_Short task_
Scan the data below. Pull out each line where "this" occurs.

[BEGIN]

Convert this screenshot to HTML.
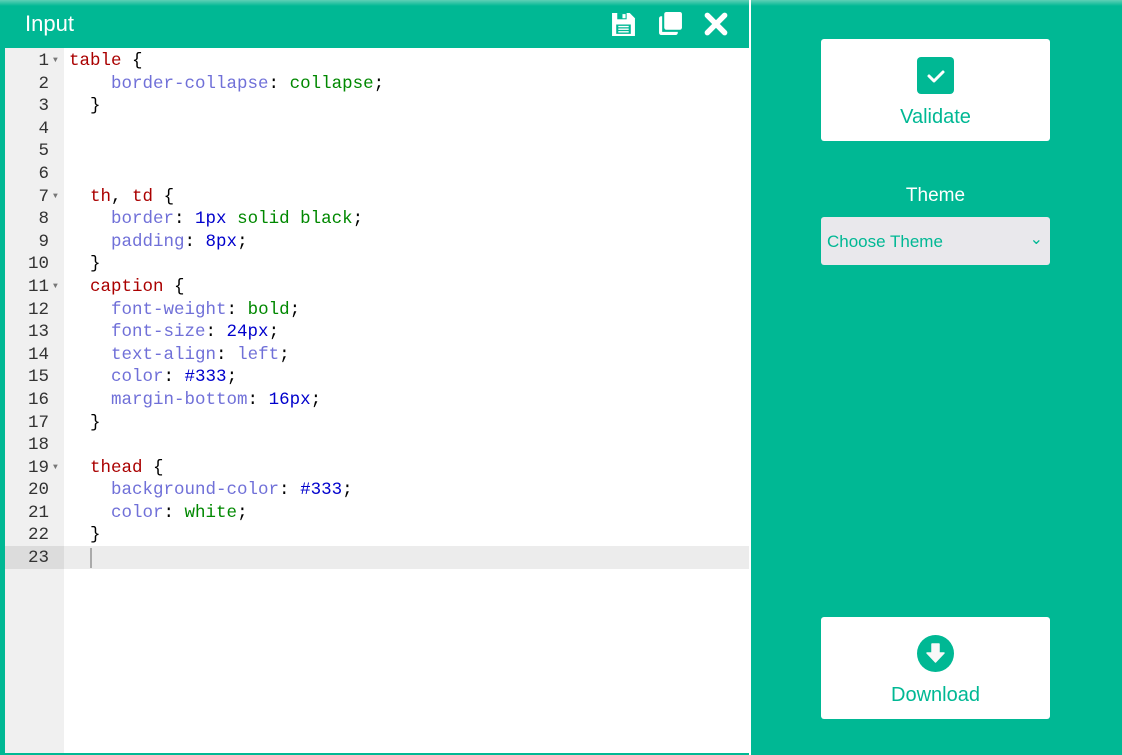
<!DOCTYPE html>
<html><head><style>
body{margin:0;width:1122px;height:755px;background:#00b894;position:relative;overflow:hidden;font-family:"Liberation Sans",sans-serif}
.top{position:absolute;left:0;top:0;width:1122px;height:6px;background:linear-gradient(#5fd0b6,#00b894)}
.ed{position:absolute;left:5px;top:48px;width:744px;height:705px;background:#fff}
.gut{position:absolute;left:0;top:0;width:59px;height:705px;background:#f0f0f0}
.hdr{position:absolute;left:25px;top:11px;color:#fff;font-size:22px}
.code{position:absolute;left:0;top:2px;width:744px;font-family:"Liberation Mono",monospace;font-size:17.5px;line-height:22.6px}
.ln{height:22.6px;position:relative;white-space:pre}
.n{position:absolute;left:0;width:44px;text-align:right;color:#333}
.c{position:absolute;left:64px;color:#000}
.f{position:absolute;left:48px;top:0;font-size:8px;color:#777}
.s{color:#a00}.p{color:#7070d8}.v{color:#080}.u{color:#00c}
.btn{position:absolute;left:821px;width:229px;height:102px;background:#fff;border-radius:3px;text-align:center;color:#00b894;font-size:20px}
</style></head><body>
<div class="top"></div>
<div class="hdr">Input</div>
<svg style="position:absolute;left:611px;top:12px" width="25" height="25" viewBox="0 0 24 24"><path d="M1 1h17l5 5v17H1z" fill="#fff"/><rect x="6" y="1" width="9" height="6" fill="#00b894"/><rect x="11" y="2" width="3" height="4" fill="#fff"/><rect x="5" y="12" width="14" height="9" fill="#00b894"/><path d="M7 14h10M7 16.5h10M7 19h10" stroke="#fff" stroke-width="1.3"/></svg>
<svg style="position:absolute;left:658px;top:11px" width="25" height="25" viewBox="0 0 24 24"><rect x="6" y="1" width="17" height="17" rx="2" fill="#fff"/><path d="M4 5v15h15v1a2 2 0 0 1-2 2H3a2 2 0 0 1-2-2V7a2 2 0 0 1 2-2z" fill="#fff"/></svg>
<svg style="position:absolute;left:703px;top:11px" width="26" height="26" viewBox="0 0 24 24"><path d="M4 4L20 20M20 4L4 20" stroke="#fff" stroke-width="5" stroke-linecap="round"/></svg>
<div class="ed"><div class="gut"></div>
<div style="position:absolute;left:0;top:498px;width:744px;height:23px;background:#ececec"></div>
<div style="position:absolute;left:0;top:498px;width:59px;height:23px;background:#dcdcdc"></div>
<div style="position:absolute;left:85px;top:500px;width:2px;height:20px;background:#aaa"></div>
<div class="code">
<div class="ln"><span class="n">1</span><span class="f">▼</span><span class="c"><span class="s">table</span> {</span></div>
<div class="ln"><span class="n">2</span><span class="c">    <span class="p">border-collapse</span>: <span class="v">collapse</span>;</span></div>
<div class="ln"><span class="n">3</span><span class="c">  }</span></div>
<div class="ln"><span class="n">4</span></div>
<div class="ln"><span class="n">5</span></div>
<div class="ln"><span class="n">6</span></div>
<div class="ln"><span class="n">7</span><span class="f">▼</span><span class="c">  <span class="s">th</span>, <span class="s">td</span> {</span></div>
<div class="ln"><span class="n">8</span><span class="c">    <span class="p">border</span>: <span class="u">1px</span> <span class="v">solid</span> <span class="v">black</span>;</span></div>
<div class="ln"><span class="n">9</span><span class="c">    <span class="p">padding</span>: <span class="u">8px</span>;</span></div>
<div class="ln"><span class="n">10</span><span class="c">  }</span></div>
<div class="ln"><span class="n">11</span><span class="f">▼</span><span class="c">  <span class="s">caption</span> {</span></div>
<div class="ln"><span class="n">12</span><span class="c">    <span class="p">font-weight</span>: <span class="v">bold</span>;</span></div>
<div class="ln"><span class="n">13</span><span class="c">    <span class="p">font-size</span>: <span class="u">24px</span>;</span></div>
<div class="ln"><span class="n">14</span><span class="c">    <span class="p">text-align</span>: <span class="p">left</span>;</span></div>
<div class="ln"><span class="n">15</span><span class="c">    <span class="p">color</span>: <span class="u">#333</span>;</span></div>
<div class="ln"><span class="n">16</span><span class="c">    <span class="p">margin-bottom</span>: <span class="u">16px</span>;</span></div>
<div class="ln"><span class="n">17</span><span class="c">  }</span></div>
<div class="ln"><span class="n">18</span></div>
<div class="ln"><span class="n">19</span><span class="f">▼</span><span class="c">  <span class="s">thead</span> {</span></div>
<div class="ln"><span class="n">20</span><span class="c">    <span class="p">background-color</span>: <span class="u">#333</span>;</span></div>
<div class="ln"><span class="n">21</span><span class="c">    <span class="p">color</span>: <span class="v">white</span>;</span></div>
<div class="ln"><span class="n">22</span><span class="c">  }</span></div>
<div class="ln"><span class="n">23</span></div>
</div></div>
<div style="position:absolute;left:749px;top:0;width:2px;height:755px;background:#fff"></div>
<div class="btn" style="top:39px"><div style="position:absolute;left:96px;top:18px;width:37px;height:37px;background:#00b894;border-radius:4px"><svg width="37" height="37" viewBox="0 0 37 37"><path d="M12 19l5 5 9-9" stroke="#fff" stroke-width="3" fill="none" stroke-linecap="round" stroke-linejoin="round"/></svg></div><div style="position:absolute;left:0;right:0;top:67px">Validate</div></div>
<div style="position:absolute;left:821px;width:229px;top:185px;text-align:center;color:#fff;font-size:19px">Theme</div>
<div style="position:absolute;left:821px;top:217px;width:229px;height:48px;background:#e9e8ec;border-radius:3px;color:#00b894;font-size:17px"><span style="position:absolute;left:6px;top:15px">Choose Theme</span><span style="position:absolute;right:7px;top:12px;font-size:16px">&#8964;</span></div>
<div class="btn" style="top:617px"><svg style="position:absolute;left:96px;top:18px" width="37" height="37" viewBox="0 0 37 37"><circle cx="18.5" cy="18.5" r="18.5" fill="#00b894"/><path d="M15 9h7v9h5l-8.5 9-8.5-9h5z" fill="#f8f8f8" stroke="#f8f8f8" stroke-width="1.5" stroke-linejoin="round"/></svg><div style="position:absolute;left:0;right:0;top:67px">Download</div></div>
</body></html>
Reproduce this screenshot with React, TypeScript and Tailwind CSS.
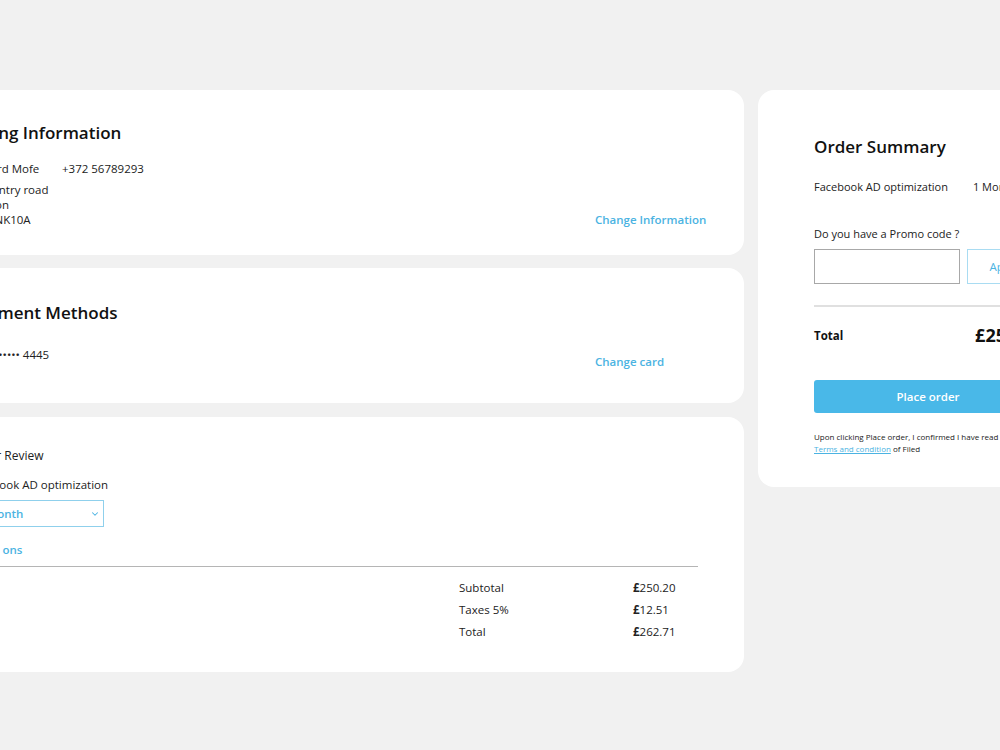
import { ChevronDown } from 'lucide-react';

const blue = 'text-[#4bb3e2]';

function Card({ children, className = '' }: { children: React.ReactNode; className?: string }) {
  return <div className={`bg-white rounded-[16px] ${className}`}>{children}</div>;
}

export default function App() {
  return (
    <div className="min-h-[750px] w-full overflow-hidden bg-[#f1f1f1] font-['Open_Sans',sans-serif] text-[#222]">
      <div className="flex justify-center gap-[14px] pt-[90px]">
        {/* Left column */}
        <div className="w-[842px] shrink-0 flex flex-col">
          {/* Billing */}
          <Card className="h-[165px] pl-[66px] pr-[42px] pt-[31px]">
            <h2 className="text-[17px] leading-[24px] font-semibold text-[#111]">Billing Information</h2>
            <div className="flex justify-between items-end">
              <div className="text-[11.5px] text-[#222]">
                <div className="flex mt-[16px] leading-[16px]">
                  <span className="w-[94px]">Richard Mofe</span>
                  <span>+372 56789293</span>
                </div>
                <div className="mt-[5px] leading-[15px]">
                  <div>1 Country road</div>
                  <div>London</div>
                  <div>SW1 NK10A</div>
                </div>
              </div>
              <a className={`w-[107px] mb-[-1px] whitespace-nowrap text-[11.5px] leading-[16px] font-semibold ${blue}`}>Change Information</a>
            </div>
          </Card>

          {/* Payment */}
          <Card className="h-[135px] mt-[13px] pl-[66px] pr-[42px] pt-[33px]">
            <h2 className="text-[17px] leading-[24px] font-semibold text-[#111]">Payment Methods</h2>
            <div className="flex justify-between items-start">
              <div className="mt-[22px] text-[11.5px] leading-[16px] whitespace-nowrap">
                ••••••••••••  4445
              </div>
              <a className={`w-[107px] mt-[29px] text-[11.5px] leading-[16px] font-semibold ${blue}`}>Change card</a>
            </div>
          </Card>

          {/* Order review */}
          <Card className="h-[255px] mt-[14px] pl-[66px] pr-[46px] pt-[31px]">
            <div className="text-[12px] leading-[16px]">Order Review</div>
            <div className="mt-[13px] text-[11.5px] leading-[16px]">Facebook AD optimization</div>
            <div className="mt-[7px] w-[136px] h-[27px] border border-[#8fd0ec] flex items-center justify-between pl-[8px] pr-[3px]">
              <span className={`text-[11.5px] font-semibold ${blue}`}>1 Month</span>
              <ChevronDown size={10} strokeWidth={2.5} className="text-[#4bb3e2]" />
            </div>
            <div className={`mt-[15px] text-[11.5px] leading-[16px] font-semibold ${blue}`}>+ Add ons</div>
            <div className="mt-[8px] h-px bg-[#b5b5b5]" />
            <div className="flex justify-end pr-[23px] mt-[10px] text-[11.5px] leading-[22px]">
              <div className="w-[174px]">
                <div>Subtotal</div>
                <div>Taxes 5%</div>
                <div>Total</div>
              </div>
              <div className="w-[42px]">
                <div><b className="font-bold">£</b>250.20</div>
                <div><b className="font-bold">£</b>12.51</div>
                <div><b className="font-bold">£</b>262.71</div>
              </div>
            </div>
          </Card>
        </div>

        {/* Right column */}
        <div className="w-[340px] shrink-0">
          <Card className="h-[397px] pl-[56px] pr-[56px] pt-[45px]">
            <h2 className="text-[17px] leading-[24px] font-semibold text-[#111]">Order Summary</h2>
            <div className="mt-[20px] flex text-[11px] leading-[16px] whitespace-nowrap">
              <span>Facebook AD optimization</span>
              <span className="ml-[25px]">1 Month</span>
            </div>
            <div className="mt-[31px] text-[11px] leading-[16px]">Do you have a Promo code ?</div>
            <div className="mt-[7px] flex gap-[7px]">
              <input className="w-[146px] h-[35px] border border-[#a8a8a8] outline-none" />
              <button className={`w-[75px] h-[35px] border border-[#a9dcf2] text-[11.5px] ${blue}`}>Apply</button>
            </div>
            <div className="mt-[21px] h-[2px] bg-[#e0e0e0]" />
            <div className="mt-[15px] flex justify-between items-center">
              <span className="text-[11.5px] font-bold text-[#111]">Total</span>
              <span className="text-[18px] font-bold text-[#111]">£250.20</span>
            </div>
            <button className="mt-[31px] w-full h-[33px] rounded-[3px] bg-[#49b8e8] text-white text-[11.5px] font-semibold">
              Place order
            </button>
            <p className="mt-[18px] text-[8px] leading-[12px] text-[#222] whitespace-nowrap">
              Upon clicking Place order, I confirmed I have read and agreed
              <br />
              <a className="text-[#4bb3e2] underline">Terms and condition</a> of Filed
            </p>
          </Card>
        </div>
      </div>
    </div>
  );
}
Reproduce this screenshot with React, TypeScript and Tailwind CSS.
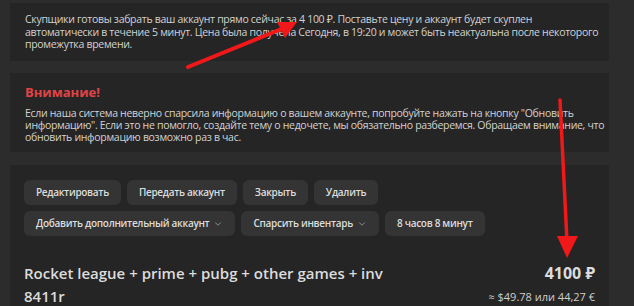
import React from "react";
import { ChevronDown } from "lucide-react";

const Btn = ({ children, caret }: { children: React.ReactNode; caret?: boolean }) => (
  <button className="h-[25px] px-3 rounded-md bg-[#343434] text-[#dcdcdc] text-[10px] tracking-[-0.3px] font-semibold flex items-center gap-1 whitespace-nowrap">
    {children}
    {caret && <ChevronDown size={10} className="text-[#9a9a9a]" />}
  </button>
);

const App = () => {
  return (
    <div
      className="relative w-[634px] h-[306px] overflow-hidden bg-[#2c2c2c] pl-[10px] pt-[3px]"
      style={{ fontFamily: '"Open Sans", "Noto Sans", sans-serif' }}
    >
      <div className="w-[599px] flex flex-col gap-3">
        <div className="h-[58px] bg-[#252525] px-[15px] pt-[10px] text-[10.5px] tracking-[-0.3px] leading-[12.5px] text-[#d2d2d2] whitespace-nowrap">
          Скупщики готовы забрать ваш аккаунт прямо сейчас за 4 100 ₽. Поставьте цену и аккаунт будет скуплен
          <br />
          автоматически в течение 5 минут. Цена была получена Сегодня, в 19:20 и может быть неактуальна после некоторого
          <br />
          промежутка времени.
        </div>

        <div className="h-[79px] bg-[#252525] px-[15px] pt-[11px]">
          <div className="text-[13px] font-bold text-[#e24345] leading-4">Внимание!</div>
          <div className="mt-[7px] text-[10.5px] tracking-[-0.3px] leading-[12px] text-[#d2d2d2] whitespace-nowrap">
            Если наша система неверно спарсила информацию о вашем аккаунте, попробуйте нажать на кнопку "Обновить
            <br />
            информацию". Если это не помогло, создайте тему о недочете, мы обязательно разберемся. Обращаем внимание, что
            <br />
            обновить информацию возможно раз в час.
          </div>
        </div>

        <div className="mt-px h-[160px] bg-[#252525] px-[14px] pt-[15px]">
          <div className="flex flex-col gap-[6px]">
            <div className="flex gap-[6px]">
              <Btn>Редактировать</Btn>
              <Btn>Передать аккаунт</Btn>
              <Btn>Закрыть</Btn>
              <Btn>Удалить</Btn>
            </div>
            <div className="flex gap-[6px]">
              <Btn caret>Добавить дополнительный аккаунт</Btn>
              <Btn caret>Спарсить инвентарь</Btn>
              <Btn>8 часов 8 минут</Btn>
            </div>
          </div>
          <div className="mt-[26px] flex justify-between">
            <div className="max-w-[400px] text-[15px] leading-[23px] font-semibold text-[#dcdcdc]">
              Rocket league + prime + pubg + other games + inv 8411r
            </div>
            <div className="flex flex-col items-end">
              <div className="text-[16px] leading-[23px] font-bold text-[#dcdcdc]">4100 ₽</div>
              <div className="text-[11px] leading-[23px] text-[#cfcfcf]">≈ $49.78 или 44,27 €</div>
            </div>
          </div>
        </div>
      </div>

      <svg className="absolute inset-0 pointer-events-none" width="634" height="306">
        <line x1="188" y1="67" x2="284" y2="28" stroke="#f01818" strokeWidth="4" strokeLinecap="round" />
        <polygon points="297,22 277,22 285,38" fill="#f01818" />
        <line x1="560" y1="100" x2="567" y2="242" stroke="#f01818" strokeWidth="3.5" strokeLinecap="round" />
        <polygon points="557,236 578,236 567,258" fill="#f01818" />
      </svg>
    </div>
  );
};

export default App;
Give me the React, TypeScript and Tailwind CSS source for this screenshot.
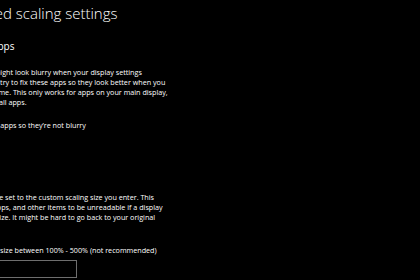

[END]

_Exercise answer_
Convert this screenshot to HTML.
Reproduce this screenshot with React, TypeScript and Tailwind CSS.
Reproduce this screenshot with React, TypeScript and Tailwind CSS.
Give me the React, TypeScript and Tailwind CSS source for this screenshot.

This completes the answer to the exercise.